(Aim) Present the following data again exactly as it is shown.

[Items listed in a dataset]
——————————
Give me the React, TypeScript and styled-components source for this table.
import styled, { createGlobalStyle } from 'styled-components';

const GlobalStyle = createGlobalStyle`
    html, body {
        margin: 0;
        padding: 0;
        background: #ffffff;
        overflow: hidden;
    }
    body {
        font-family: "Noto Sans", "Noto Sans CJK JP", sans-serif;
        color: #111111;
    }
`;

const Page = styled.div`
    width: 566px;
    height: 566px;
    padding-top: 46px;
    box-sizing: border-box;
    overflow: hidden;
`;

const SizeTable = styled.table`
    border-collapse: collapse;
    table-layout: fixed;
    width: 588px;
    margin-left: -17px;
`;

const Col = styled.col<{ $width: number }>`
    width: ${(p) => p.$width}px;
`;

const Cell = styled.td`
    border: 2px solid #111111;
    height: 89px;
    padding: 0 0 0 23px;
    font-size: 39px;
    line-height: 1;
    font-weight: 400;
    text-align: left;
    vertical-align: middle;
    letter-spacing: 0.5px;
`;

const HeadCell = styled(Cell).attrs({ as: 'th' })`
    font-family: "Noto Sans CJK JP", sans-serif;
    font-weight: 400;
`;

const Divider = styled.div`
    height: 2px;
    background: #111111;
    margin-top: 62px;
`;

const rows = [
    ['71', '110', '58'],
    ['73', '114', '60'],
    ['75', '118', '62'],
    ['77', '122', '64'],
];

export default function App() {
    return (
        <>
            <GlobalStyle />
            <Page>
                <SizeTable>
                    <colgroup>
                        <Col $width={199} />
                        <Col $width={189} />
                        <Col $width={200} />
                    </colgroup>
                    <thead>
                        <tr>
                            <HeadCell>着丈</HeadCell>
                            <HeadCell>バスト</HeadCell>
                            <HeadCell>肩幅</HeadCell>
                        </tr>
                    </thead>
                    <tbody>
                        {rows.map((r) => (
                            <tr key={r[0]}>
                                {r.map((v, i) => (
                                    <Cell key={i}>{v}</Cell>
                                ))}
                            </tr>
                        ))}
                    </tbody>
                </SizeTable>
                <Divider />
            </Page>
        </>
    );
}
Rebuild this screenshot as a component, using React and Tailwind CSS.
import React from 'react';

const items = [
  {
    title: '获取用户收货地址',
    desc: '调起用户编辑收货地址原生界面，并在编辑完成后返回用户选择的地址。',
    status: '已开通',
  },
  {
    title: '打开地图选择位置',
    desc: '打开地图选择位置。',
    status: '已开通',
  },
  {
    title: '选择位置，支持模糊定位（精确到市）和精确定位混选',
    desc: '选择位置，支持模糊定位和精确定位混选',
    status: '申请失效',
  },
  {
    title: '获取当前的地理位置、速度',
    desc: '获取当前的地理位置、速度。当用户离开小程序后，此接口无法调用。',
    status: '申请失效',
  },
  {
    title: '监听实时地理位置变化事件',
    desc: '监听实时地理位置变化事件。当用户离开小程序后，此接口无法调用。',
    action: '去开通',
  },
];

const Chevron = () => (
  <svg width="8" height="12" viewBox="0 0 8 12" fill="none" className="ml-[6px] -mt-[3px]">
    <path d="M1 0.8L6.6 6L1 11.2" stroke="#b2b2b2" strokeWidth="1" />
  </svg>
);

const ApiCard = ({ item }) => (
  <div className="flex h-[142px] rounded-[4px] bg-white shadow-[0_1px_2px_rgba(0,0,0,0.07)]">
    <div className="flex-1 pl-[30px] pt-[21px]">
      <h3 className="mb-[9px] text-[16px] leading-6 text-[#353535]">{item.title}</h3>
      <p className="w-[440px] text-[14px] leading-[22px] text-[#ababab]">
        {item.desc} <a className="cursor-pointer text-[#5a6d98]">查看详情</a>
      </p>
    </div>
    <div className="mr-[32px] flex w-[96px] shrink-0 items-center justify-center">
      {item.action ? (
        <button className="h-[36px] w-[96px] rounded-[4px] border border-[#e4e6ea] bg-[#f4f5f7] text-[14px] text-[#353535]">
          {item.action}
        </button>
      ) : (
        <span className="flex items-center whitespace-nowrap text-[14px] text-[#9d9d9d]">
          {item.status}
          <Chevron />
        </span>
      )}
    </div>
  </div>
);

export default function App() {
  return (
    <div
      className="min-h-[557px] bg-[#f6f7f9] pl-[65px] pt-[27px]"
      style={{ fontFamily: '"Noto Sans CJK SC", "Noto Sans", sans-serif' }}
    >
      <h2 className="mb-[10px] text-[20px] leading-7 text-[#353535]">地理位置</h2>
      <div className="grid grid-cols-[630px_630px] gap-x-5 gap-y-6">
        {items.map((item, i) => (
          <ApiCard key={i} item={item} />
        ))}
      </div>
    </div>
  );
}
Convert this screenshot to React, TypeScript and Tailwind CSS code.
——————————
(Solution)
Give me the React, TypeScript and styled-components source for this table.
import styled, { createGlobalStyle } from 'styled-components';

const GlobalStyle = createGlobalStyle`
    html, body {
        margin: 0;
        padding: 0;
        background: #ffffff;
        overflow: hidden;
    }
    body {
        font-family: "Noto Sans", "Noto Sans CJK JP", sans-serif;
        color: #111111;
    }
`;

const Page = styled.div`
    width: 566px;
    height: 566px;
    padding-top: 46px;
    box-sizing: border-box;
    overflow: hidden;
`;

const SizeTable = styled.table`
    border-collapse: collapse;
    table-layout: fixed;
    width: 588px;
    margin-left: -17px;
`;

const Col = styled.col<{ $width: number }>`
    width: ${(p) => p.$width}px;
`;

const Cell = styled.td`
    border: 2px solid #111111;
    height: 89px;
    padding: 0 0 0 23px;
    font-size: 39px;
    line-height: 1;
    font-weight: 400;
    text-align: left;
    vertical-align: middle;
    letter-spacing: 0.5px;
`;

const HeadCell = styled(Cell).attrs({ as: 'th' })`
    font-family: "Noto Sans CJK JP", sans-serif;
    font-weight: 400;
`;

const Divider = styled.div`
    height: 2px;
    background: #111111;
    margin-top: 62px;
`;

const rows = [
    ['71', '110', '58'],
    ['73', '114', '60'],
    ['75', '118', '62'],
    ['77', '122', '64'],
];

export default function App() {
    return (
        <>
            <GlobalStyle />
            <Page>
                <SizeTable>
                    <colgroup>
                        <Col $width={199} />
                        <Col $width={189} />
                        <Col $width={200} />
                    </colgroup>
                    <thead>
                        <tr>
                            <HeadCell>着丈</HeadCell>
                            <HeadCell>バスト</HeadCell>
                            <HeadCell>肩幅</HeadCell>
                        </tr>
                    </thead>
                    <tbody>
                        {rows.map((r) => (
                            <tr key={r[0]}>
                                {r.map((v, i) => (
                                    <Cell key={i}>{v}</Cell>
                                ))}
                            </tr>
                        ))}
                    </tbody>
                </SizeTable>
                <Divider />
            </Page>
        </>
    );
}
Rebuild this screenshot as a component, using React and Tailwind CSS.
import React from 'react';

const items = [
  {
    title: '获取用户收货地址',
    desc: '调起用户编辑收货地址原生界面，并在编辑完成后返回用户选择的地址。',
    status: '已开通',
  },
  {
    title: '打开地图选择位置',
    desc: '打开地图选择位置。',
    status: '已开通',
  },
  {
    title: '选择位置，支持模糊定位（精确到市）和精确定位混选',
    desc: '选择位置，支持模糊定位和精确定位混选',
    status: '申请失效',
  },
  {
    title: '获取当前的地理位置、速度',
    desc: '获取当前的地理位置、速度。当用户离开小程序后，此接口无法调用。',
    status: '申请失效',
  },
  {
    title: '监听实时地理位置变化事件',
    desc: '监听实时地理位置变化事件。当用户离开小程序后，此接口无法调用。',
    action: '去开通',
  },
];

const Chevron = () => (
  <svg width="8" height="12" viewBox="0 0 8 12" fill="none" className="ml-[6px] -mt-[3px]">
    <path d="M1 0.8L6.6 6L1 11.2" stroke="#b2b2b2" strokeWidth="1" />
  </svg>
);

const ApiCard = ({ item }) => (
  <div className="flex h-[142px] rounded-[4px] bg-white shadow-[0_1px_2px_rgba(0,0,0,0.07)]">
    <div className="flex-1 pl-[30px] pt-[21px]">
      <h3 className="mb-[9px] text-[16px] leading-6 text-[#353535]">{item.title}</h3>
      <p className="w-[440px] text-[14px] leading-[22px] text-[#ababab]">
        {item.desc} <a className="cursor-pointer text-[#5a6d98]">查看详情</a>
      </p>
    </div>
    <div className="mr-[32px] flex w-[96px] shrink-0 items-center justify-center">
      {item.action ? (
        <button className="h-[36px] w-[96px] rounded-[4px] border border-[#e4e6ea] bg-[#f4f5f7] text-[14px] text-[#353535]">
          {item.action}
        </button>
      ) : (
        <span className="flex items-center whitespace-nowrap text-[14px] text-[#9d9d9d]">
          {item.status}
          <Chevron />
        </span>
      )}
    </div>
  </div>
);

export default function App() {
  return (
    <div
      className="min-h-[557px] bg-[#f6f7f9] pl-[65px] pt-[27px]"
      style={{ fontFamily: '"Noto Sans CJK SC", "Noto Sans", sans-serif' }}
    >
      <h2 className="mb-[10px] text-[20px] leading-7 text-[#353535]">地理位置</h2>
      <div className="grid grid-cols-[630px_630px] gap-x-5 gap-y-6">
        {items.map((item, i) => (
          <ApiCard key={i} item={item} />
        ))}
      </div>
    </div>
  );
}
Convert this screenshot to React, TypeScript and Tailwind CSS code.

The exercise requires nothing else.